Editorial –
Hay gestos que no son solo errores: son profanaciones. Esta semana, un hombre decidió sacar dos gansos de los lagos de Palermo y llevarlos a su pileta de natación. Lo hizo como quien traslada un adorno, como quien cree que la belleza puede privatizarse. Pero los gansos no son decoración. Son vida, son símbolo, son parte de un ecosistema que no le pertenece a nadie y nos pertenece a todos.
El acto, por más breve que haya sido, condensa una violencia silenciosa: la de tratar a los animales como objetos, la de ignorar su hábitat, su ritmo, su dignidad. No se trata solo de una infracción legal —que lo es—, sino de una falta ética profunda.

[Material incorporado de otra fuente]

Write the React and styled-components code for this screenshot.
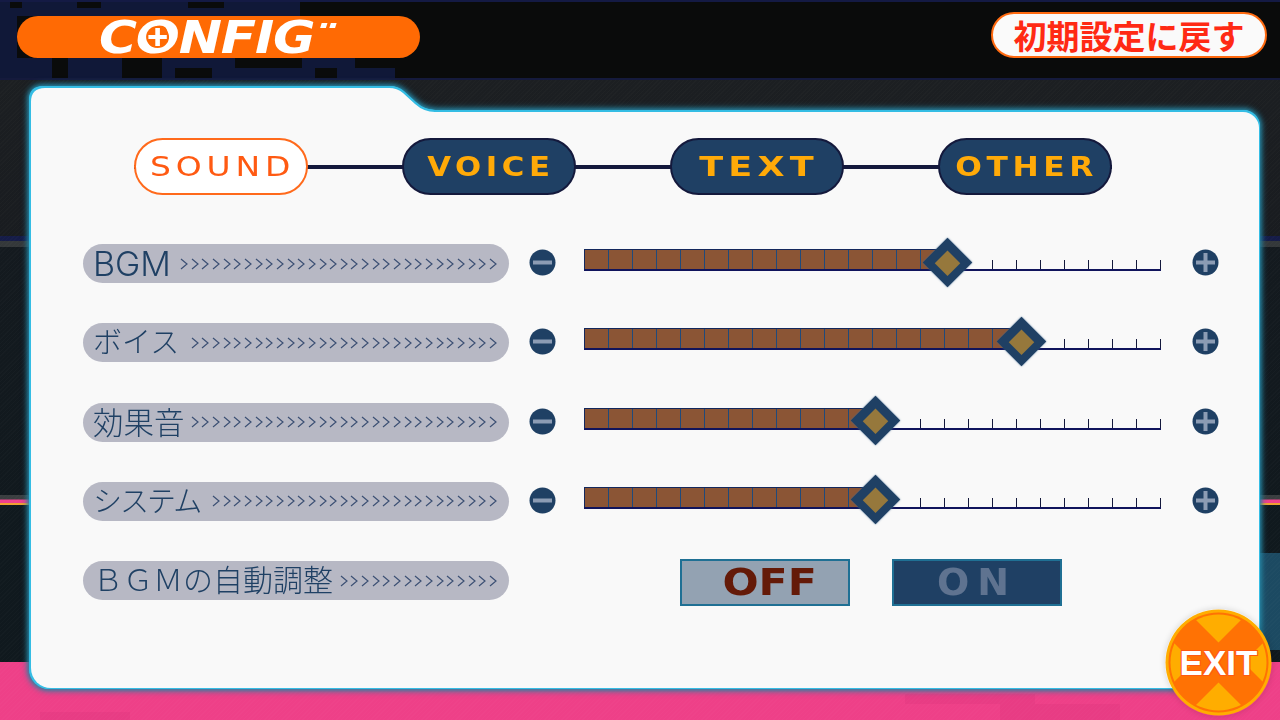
import React from 'react';
import styled, { createGlobalStyle } from 'styled-components';

const GlobalStyle = createGlobalStyle`
  html, body {
    margin: 0;
    padding: 0;
    background: #0a0b0b;
  }
`;

const Screen = styled.div`
  position: relative;
  width: 1280px;
  height: 720px;
  overflow: hidden;
  font-family: "Liberation Sans", "Noto Sans CJK JP", sans-serif;
`;

// decorative backdrop, everything in here sits behind the page
const Backdrop = styled.div`
  position: absolute;
  inset: 0;
  background: linear-gradient(
    to bottom,
    #141a44 0,
    #141a44 2px,
    #0a0b0b 2px,
    #0a0b0b 78px,
    #151a3c 78px,
    #151a3c 80px,
    #1c1f22 80px,
    #191c20 236px,
    #151c48 236px,
    #151c48 241px,
    #34383a 241px,
    #34383a 247px,
    #141a1f 247px,
    #11191e 495px,
    #3a3e40 495px,
    #3a3e40 499px,
    #f0408c 500px,
    #f0408c 503px,
    #f0a030 503px,
    #f0a030 505px,
    #10191e 505px,
    #10191e 662px,
    #ee4088 662px,
    #ee4088 720px
  );

  &::after {
    content: '';
    position: absolute;
    inset: 80px 0 0;
    background: repeating-linear-gradient(
      135deg,
      rgba(255, 255, 255, 0.015) 0,
      rgba(255, 255, 255, 0.015) 1px,
      transparent 1px,
      transparent 3px
    );
  }
`;

const Block = styled.div`
  position: absolute;
  left: ${(p) => p.$x}px;
  top: ${(p) => p.$y}px;
  width: ${(p) => p.$w}px;
  height: ${(p) => p.$h}px;
  background: ${(p) => p.$color || '#101838'};
`;

const Page = styled.div`
  position: relative;
  display: flex;
  flex-direction: column;
`;

const Header = styled.header`
  display: flex;
  justify-content: space-between;
  align-items: flex-start;
  padding: 12px 13px 0 17px;
  height: 76px;
  box-sizing: border-box;
`;

const TitleBar = styled.div`
  display: flex;
  align-items: center;
  justify-content: center;
  width: 403px;
  height: 42px;
  margin-top: 4px;
  border-radius: 21px;
  background: #ff6a04;
`;

const TitleText = styled.div`
  position: relative;
  font-family: "DejaVu Sans", sans-serif;
  font-weight: 700;
  font-style: italic;
  font-size: 45px;
  line-height: 42px;
  letter-spacing: -1px;
  color: #fff;
  transform: scaleX(1.15);
  margin-right: 24px;
  margin-top: 1px;
`;

const TitleLetter = styled.span`
  position: relative;
  display: inline-block;
`;

const PlusMark = styled.svg`
  position: absolute;
  left: 9px;
  top: 8px;
`;

const TitleTicks = styled.span`
  position: absolute;
  right: -11px;
  top: 6px;
  width: 5px;
  height: 5px;
  background: #fff;
  box-shadow: 8px 0 0 #fff;
  transform: skewX(-15deg);
`;

const Reset = styled.button`
  width: 276px;
  height: 46px;
  margin: 0;
  padding: 0;
  border: 2px solid #ff6a10;
  border-radius: 23px;
  background: #fafafa;
  box-sizing: border-box;
  color: #ff2a14;
  font-family: "Noto Sans CJK JP", sans-serif;
  font-weight: 700;
  font-size: 33px;
  line-height: 38px;
  white-space: nowrap;
`;

const PanelGlow = styled.div`
  width: 1228px;
  margin: 12px 0 0 31px;
  filter: drop-shadow(1.5px 0 0 #35bde4) drop-shadow(-1.5px 0 0 #35bde4)
    drop-shadow(0 1.5px 0 #35bde4) drop-shadow(0 -1.5px 0 #35bde4) drop-shadow(0 0 3px #2a8aa8)
    drop-shadow(0 0 2px #1f7a98);
`;

const PanelTab = styled.div`
  width: 404px;
  height: 24px;
  background: #f9f9f9;
  clip-path: path('M0 24 L0 14 Q0 0 14 0 L358 0 Q366 0 372 5 L384 16 Q393 24 404 24 Z');
`;

const Panel = styled.main`
  width: 1228px;
  height: 576px;
  box-sizing: border-box;
  padding: 26px 52px 0;
  background: #f9f9f9;
  border-radius: 0 16px 20px 20px;
`;

const Tabs = styled.nav`
  position: relative;
  display: flex;
  justify-content: space-between;
  width: 978px;
  margin-left: 51px;

  &::before {
    content: '';
    position: absolute;
    left: 0;
    right: 0;
    top: 27px;
    height: 4px;
    background: #14193c;
  }
`;

const Tab = styled.div`
  position: relative;
  width: 174px;
  height: 57px;
  box-sizing: border-box;
  padding-left: 4px;
  border-radius: 29px;
  text-align: center;
  font-family: "DejaVu Sans", sans-serif;
  font-size: 27px;
  line-height: 54px;
  letter-spacing: 4px;
  white-space: nowrap;
  font-weight: ${(p) => (p.$active ? 400 : 700)};
  color: ${(p) => (p.$active ? '#ff5a12' : '#ffaa08')};
  background: ${(p) => (p.$active ? '#fff' : '#1f4064')};
  border: 2px solid ${(p) => (p.$active ? '#ff6a1c' : '#14193c')};
`;

const TabLabel = styled.span`
  display: inline-block;
  transform: scaleX(${(p) => p.$stretch});
`;

const Rows = styled.div`
  display: flex;
  flex-direction: column;
  gap: 40.3px;
  margin-top: 49px;
`;

const Row = styled.div`
  display: flex;
  align-items: center;
  height: 39px;
`;

const Label = styled.div`
  display: flex;
  align-items: center;
  justify-content: space-between;
  flex: none;
  width: 426px;
  height: 39px;
  box-sizing: border-box;
  padding: 0 12px 0 10px;
  border-radius: 20px;
  background: #b7b8c4;
  overflow: hidden;
`;

const LabelText = styled.span`
  flex: none;
  font-family: Inter, "Noto Sans CJK JP", sans-serif;
  font-weight: 300;
  font-size: ${(p) => p.$size || 30}px;
  line-height: 39px;
  letter-spacing: ${(p) => p.$spacing || 0}px;
  color: #1f4064;
  white-space: nowrap;
`;

const Chevrons = styled.span`
  display: flex;
  flex: none;
  gap: 2.67px;
`;

const RoundButton = styled.div`
  flex: none;
  display: flex;
  width: 27px;
  height: 27px;
  margin-left: ${(p) => p.$left}px;
  margin-top: -2px;
`;

const Meter = styled.div`
  position: relative;
  flex: none;
  display: flex;
  align-items: flex-end;
  width: 577px;
  height: 22px;
  margin-left: 28px;
  margin-top: -7px;
  border-bottom: 2px solid #10145c;
  box-sizing: border-box;
`;

const Filled = styled.div`
  display: flex;
  flex: none;
  height: 20px;
  background: #8b5535;
  border: solid #14285c;
  border-width: 1px 0 0 1px;
  box-sizing: border-box;
`;

const Cell = styled.div`
  width: 24px;
  height: 100%;
  box-sizing: border-box;
  border-right: 1px solid #1f4a7c;
`;

const Tick = styled.div`
  flex: none;
  width: 24px;
  height: 9px;
  box-sizing: border-box;
  border-right: 1px solid #14193c;

  &:nth-child(2) {
    border-right: none;
  }
`;

const Knob = styled.div`
  position: absolute;
  top: -4.5px;
  left: ${(p) => p.$at}px;
  width: 35px;
  height: 35px;
  margin-left: -17.5px;
  background: #1f4064;
  box-shadow: 0 0 2px rgba(70, 110, 150, 0.8);
  transform: rotate(45deg);

  &::after {
    content: '';
    position: absolute;
    inset: 8.5px;
    background: #96783c;
  }
`;

const Toggle = styled.div`
  flex: none;
  width: 170px;
  height: 47px;
  margin-left: ${(p) => p.$left}px;
  margin-top: 4px;
  box-sizing: border-box;
  border: 2px solid #1f7094;
  text-align: center;
  font-family: "DejaVu Sans", sans-serif;
  font-weight: 700;
  font-size: 38px;
  line-height: 43px;
  white-space: nowrap;
  color: ${(p) => (p.$on ? '#5f7390' : '#641a08')};
  background: ${(p) => (p.$on ? '#1f4064' : '#93a2b2')};
  letter-spacing: ${(p) => (p.$on ? 8 : 0)}px;
`;

const ToggleLabel = styled.span`
  display: inline-block;
  transform: scaleX(${(p) => p.$stretch}) translateX(${(p) => p.$shift}px);
`;

const Exit = styled.div`
  position: absolute;
  left: 1165px;
  top: 609px;
  width: 107px;
  height: 107px;
  border-radius: 50%;
  box-shadow: 0 0 6px rgba(0, 0, 0, 0.15);
`;

const ExitText = styled.div`
  position: absolute;
  left: 0;
  right: 0;
  top: 34px;
  text-align: center;
  font-family: "Liberation Sans", sans-serif;
  font-weight: 700;
  font-size: 35px;
  line-height: 40px;
  color: #fff;
  text-shadow: 1px 1px 0 #ff5a12, -1px -1px 0 #ff5a12, 1px -1px 0 #ff5a12, -1px 1px 0 #ff5a12;
`;

const topBlocks = [
  [0, 2, 10, 14],
  [22, 2, 55, 14],
  [101, 2, 87, 14],
  [224, 2, 76, 6],
  [0, 8, 300, 8],
  [0, 16, 17, 44],
  [0, 58, 52, 20],
  [68, 58, 54, 20],
  [162, 58, 73, 10],
  [162, 68, 13, 10],
  [212, 68, 103, 10],
  [302, 58, 53, 10],
  [337, 68, 58, 10],
];

const pinkBlocks = [
  [905, 694, 130, 10],
  [1000, 704, 120, 16],
  [40, 712, 90, 8],
];

const MinusIcon = () => (
  <svg width="27" height="27" viewBox="0 0 27 27">
    <circle cx="13.5" cy="13.5" r="13" fill="#1f4064" />
    <rect x="4" y="11.5" width="19" height="4" fill="#8c9cb4" />
  </svg>
);

const PlusIcon = () => (
  <svg width="27" height="27" viewBox="0 0 27 27">
    <circle cx="13.5" cy="13.5" r="13" fill="#1f4064" />
    <rect x="4" y="11.5" width="19" height="4" fill="#8c9cb4" />
    <rect x="11.5" y="4" width="4" height="19" fill="#8c9cb4" />
  </svg>
);

const Chevron = () => (
  <svg width="8" height="12" viewBox="0 0 8 12">
    <path d="M1 1 L7 6 L1 11" fill="none" stroke="#3c5074" strokeWidth="1.2" />
  </svg>
);

const ExitBadge = () => (
  <svg width="107" height="107" viewBox="0 0 107 107">
    <clipPath id="exit-inner">
      <circle cx="53.5" cy="53.5" r="48" />
    </clipPath>
    <circle cx="53.5" cy="53.5" r="53" fill="#ffad00" />
    <circle cx="53.5" cy="53.5" r="50" fill="#ff7204" />
    <g clipPath="url(#exit-inner)">
      <path
        d="M53.5 33.5 L23.5 3.5 L83.5 3.5 Z M53.5 73.5 L23.5 103.5 L83.5 103.5 Z M28.5 53.5 L3.5 28.5 L3.5 78.5 Z M78.5 53.5 L103.5 28.5 L103.5 78.5 Z"
        fill="#ffad00"
      />
    </g>
  </svg>
);

const sliders = [
  { label: 'BGM', size: 34, chevrons: 30, value: 15, knob: 363 },
  { label: 'ボイス', size: 29, chevrons: 29, value: 18, knob: 437 },
  { label: '効果音', size: 30.5, chevrons: 29, value: 12, knob: 291 },
  { label: 'システム', size: 29, spacing: -2, chevrons: 27, value: 12, knob: 291 },
];

const STEPS = 24;

const ChevronRun = ({ count }) => (
  <Chevrons>
    {Array.from({ length: count }).map((_, i) => (
      <Chevron key={i} />
    ))}
  </Chevrons>
);

const Slider = ({ value, knob }) => (
  <Meter>
    <Filled>
      {Array.from({ length: value }).map((_, i) => (
        <Cell key={i} />
      ))}
    </Filled>
    {Array.from({ length: STEPS - value }).map((_, i) => (
      <Tick key={i} />
    ))}
    <Knob $at={knob} />
  </Meter>
);

const App = () => {
  return (
    <Screen>
      <GlobalStyle />
      <Backdrop>
        {topBlocks.map(([x, y, w, h], i) => (
          <Block key={i} $x={x} $y={y} $w={w} $h={h} />
        ))}
        <Block $x={1260} $y={553} $w={20} $h={97} $color="#1c4a62" />
        {pinkBlocks.map(([x, y, w, h], i) => (
          <Block key={i} $x={x} $y={y} $w={w} $h={h} $color="#e83c84" />
        ))}
      </Backdrop>
      <Page>
        <Header>
          <TitleBar>
            <TitleText>
              C
              <TitleLetter>
                O
                <PlusMark width="20" height="24" viewBox="0 0 20 24">
                  <ellipse cx="10" cy="12" rx="10" ry="11" fill="#ff6a04" />
                  <rect x="2" y="10" width="16" height="4" fill="#fff" />
                  <rect x="8" y="3" width="4" height="18" fill="#fff" />
                </PlusMark>
              </TitleLetter>
              NFIG
              <TitleTicks />
            </TitleText>
          </TitleBar>
          <Reset>初期設定に戻す</Reset>
        </Header>
        <PanelGlow>
          <PanelTab />
          <Panel>
            <Tabs>
              <Tab $active>
                <TabLabel $stretch={1.22}>SOUND</TabLabel>
              </Tab>
              <Tab>
                <TabLabel $stretch={1.14}>VOICE</TabLabel>
              </Tab>
              <Tab>
                <TabLabel $stretch={1.3}>TEXT</TabLabel>
              </Tab>
              <Tab>
                <TabLabel $stretch={1.16}>OTHER</TabLabel>
              </Tab>
            </Tabs>
            <Rows>
              {sliders.map((s) => (
                <Row key={s.label}>
                  <Label>
                    <LabelText $size={s.size} $spacing={s.spacing}>
                      {s.label}
                    </LabelText>
                    <ChevronRun count={s.chevrons} />
                  </Label>
                  <RoundButton $left={20}>
                    <MinusIcon />
                  </RoundButton>
                  <Slider value={s.value} knob={s.knob} />
                  <RoundButton $left={31}>
                    <PlusIcon />
                  </RoundButton>
                </Row>
              ))}
              <Row>
                <Label>
                  <LabelText $size={30}>ＢＧＭの自動調整</LabelText>
                  <ChevronRun count={15} />
                </Label>
                <Toggle $left={171}>
                  <ToggleLabel $stretch={1.12} $shift={4}>
                    OFF
                  </ToggleLabel>
                </Toggle>
                <Toggle $left={42} $on>
                  <ToggleLabel $stretch={1} $shift={0}>
                    ON
                  </ToggleLabel>
                </Toggle>
              </Row>
            </Rows>
          </Panel>
        </PanelGlow>
      </Page>
      <Exit>
        <ExitBadge />
        <ExitText>EXIT</ExitText>
      </Exit>
    </Screen>
  );
};

export default App;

Porque cuando alguien arranca a un ser vivo de su entorno natural para satisfacer un capricho, está diciendo algo más: que el mundo existe para su uso, que lo común puede ser apropiado, que el deseo individual está por encima del respeto.
Los gansos, en su blancura serena, no pidieron ser trasladados. No pidieron cloro, ni bordes de cemento, ni selfies. Su lugar es el lago, con sus algas, sus corrientes, sus silencios. Y el nuestro, como sociedad, es el de protegerlos, no el de convertirlos en trofeos.
Este episodio no es anecdótico. Es síntoma. Nos habla de una cultura que aún no ha aprendido a convivir con lo vivo sin dominarlo. Nos interpela sobre cómo entendemos la belleza, la propiedad, el poder. Y nos obliga a preguntarnos: ¿qué estamos haciendo con lo que nos rodea? ¿Qué tipo de vínculo queremos construir con los animales, con la naturaleza, con lo que no habla pero siente?
Repudiar este gesto no es exagerado. Es necesario. Porque cada ganso arrancado es una herida en lo común. Y cada herida que no se nombra, se repite.
Desde esta Editorial esperamos que la Ley aplique todo su peso porque estos actos deben ser penados y castigados.